— Data excerpt —
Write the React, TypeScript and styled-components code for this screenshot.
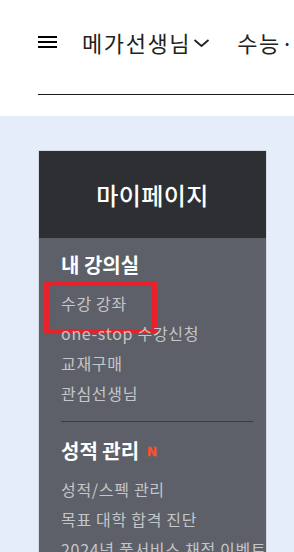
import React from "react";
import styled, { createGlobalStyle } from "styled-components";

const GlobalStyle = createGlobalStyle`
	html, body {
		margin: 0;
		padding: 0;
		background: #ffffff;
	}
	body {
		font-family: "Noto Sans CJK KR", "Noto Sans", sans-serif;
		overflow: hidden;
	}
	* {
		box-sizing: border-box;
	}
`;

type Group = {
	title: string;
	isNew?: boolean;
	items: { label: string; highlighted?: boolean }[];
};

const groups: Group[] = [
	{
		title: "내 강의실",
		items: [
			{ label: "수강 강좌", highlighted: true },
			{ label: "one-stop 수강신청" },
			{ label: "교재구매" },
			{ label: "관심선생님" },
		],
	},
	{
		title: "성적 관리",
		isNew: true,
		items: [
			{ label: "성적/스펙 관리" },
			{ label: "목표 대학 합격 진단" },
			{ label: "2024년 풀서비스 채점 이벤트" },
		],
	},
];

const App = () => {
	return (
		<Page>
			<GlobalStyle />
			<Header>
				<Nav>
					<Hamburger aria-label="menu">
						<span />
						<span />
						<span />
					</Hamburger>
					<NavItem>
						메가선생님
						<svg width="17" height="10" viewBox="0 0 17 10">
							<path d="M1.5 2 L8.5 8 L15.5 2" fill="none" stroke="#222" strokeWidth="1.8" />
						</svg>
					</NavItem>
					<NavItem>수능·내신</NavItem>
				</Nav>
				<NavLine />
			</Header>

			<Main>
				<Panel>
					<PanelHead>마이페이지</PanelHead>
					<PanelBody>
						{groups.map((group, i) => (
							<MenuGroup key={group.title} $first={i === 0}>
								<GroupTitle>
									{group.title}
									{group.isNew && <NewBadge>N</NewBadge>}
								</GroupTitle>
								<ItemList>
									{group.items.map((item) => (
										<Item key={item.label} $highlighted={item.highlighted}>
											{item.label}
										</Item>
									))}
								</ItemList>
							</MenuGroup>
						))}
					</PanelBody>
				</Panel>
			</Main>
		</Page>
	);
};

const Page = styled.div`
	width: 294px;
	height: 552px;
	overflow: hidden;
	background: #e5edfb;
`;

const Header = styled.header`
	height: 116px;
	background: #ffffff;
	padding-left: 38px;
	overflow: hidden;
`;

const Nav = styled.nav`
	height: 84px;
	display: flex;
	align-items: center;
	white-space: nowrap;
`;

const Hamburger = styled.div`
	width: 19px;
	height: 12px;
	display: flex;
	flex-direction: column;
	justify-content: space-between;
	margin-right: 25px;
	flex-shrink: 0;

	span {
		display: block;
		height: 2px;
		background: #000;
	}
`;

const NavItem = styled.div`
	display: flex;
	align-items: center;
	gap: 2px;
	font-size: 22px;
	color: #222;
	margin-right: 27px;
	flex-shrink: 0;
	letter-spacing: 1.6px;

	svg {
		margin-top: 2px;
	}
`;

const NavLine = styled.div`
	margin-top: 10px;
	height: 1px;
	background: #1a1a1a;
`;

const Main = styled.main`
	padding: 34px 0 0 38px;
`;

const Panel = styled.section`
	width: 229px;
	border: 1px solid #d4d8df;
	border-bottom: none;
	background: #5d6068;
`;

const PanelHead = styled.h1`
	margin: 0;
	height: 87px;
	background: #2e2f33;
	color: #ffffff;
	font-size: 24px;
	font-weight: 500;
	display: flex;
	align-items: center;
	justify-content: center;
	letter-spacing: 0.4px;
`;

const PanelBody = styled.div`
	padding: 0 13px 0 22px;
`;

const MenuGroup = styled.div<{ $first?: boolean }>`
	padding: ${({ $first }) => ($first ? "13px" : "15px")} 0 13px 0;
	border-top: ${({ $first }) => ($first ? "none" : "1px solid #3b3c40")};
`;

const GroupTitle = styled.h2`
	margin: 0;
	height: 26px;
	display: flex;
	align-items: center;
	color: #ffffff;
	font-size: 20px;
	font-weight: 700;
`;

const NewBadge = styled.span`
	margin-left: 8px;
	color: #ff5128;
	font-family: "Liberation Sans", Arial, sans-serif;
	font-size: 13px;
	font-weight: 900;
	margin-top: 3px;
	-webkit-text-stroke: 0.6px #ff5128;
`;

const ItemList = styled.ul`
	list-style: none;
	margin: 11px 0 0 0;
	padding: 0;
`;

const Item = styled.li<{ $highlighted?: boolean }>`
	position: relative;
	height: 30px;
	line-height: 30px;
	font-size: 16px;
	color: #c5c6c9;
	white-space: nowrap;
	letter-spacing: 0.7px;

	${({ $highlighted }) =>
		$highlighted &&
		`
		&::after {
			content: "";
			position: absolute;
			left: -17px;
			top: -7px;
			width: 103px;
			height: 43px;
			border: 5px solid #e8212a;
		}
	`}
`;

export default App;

— Short problem —
Reproduce the material word for word. Any pictures should be left out of the copy.

— Worked solution —
Write the React, TypeScript and styled-components code for this screenshot.
import React from "react";
import styled, { createGlobalStyle } from "styled-components";

const GlobalStyle = createGlobalStyle`
	html, body {
		margin: 0;
		padding: 0;
		background: #ffffff;
	}
	body {
		font-family: "Noto Sans CJK KR", "Noto Sans", sans-serif;
		overflow: hidden;
	}
	* {
		box-sizing: border-box;
	}
`;

type Group = {
	title: string;
	isNew?: boolean;
	items: { label: string; highlighted?: boolean }[];
};

const groups: Group[] = [
	{
		title: "내 강의실",
		items: [
			{ label: "수강 강좌", highlighted: true },
			{ label: "one-stop 수강신청" },
			{ label: "교재구매" },
			{ label: "관심선생님" },
		],
	},
	{
		title: "성적 관리",
		isNew: true,
		items: [
			{ label: "성적/스펙 관리" },
			{ label: "목표 대학 합격 진단" },
			{ label: "2024년 풀서비스 채점 이벤트" },
		],
	},
];

const App = () => {
	return (
		<Page>
			<GlobalStyle />
			<Header>
				<Nav>
					<Hamburger aria-label="menu">
						<span />
						<span />
						<span />
					</Hamburger>
					<NavItem>
						메가선생님
						<svg width="17" height="10" viewBox="0 0 17 10">
							<path d="M1.5 2 L8.5 8 L15.5 2" fill="none" stroke="#222" strokeWidth="1.8" />
						</svg>
					</NavItem>
					<NavItem>수능·내신</NavItem>
				</Nav>
				<NavLine />
			</Header>

			<Main>
				<Panel>
					<PanelHead>마이페이지</PanelHead>
					<PanelBody>
						{groups.map((group, i) => (
							<MenuGroup key={group.title} $first={i === 0}>
								<GroupTitle>
									{group.title}
									{group.isNew && <NewBadge>N</NewBadge>}
								</GroupTitle>
								<ItemList>
									{group.items.map((item) => (
										<Item key={item.label} $highlighted={item.highlighted}>
											{item.label}
										</Item>
									))}
								</ItemList>
							</MenuGroup>
						))}
					</PanelBody>
				</Panel>
			</Main>
		</Page>
	);
};

const Page = styled.div`
	width: 294px;
	height: 552px;
	overflow: hidden;
	background: #e5edfb;
`;

const Header = styled.header`
	height: 116px;
	background: #ffffff;
	padding-left: 38px;
	overflow: hidden;
`;

const Nav = styled.nav`
	height: 84px;
	display: flex;
	align-items: center;
	white-space: nowrap;
`;

const Hamburger = styled.div`
	width: 19px;
	height: 12px;
	display: flex;
	flex-direction: column;
	justify-content: space-between;
	margin-right: 25px;
	flex-shrink: 0;

	span {
		display: block;
		height: 2px;
		background: #000;
	}
`;

const NavItem = styled.div`
	display: flex;
	align-items: center;
	gap: 2px;
	font-size: 22px;
	color: #222;
	margin-right: 27px;
	flex-shrink: 0;
	letter-spacing: 1.6px;

	svg {
		margin-top: 2px;
	}
`;

const NavLine = styled.div`
	margin-top: 10px;
	height: 1px;
	background: #1a1a1a;
`;

const Main = styled.main`
	padding: 34px 0 0 38px;
`;

const Panel = styled.section`
	width: 229px;
	border: 1px solid #d4d8df;
	border-bottom: none;
	background: #5d6068;
`;

const PanelHead = styled.h1`
	margin: 0;
	height: 87px;
	background: #2e2f33;
	color: #ffffff;
	font-size: 24px;
	font-weight: 500;
	display: flex;
	align-items: center;
	justify-content: center;
	letter-spacing: 0.4px;
`;

const PanelBody = styled.div`
	padding: 0 13px 0 22px;
`;

const MenuGroup = styled.div<{ $first?: boolean }>`
	padding: ${({ $first }) => ($first ? "13px" : "15px")} 0 13px 0;
	border-top: ${({ $first }) => ($first ? "none" : "1px solid #3b3c40")};
`;

const GroupTitle = styled.h2`
	margin: 0;
	height: 26px;
	display: flex;
	align-items: center;
	color: #ffffff;
	font-size: 20px;
	font-weight: 700;
`;

const NewBadge = styled.span`
	margin-left: 8px;
	color: #ff5128;
	font-family: "Liberation Sans", Arial, sans-serif;
	font-size: 13px;
	font-weight: 900;
	margin-top: 3px;
	-webkit-text-stroke: 0.6px #ff5128;
`;

const ItemList = styled.ul`
	list-style: none;
	margin: 11px 0 0 0;
	padding: 0;
`;

const Item = styled.li<{ $highlighted?: boolean }>`
	position: relative;
	height: 30px;
	line-height: 30px;
	font-size: 16px;
	color: #c5c6c9;
	white-space: nowrap;
	letter-spacing: 0.7px;

	${({ $highlighted }) =>
		$highlighted &&
		`
		&::after {
			content: "";
			position: absolute;
			left: -17px;
			top: -7px;
			width: 103px;
			height: 43px;
			border: 5px solid #e8212a;
		}
	`}
`;

export default App;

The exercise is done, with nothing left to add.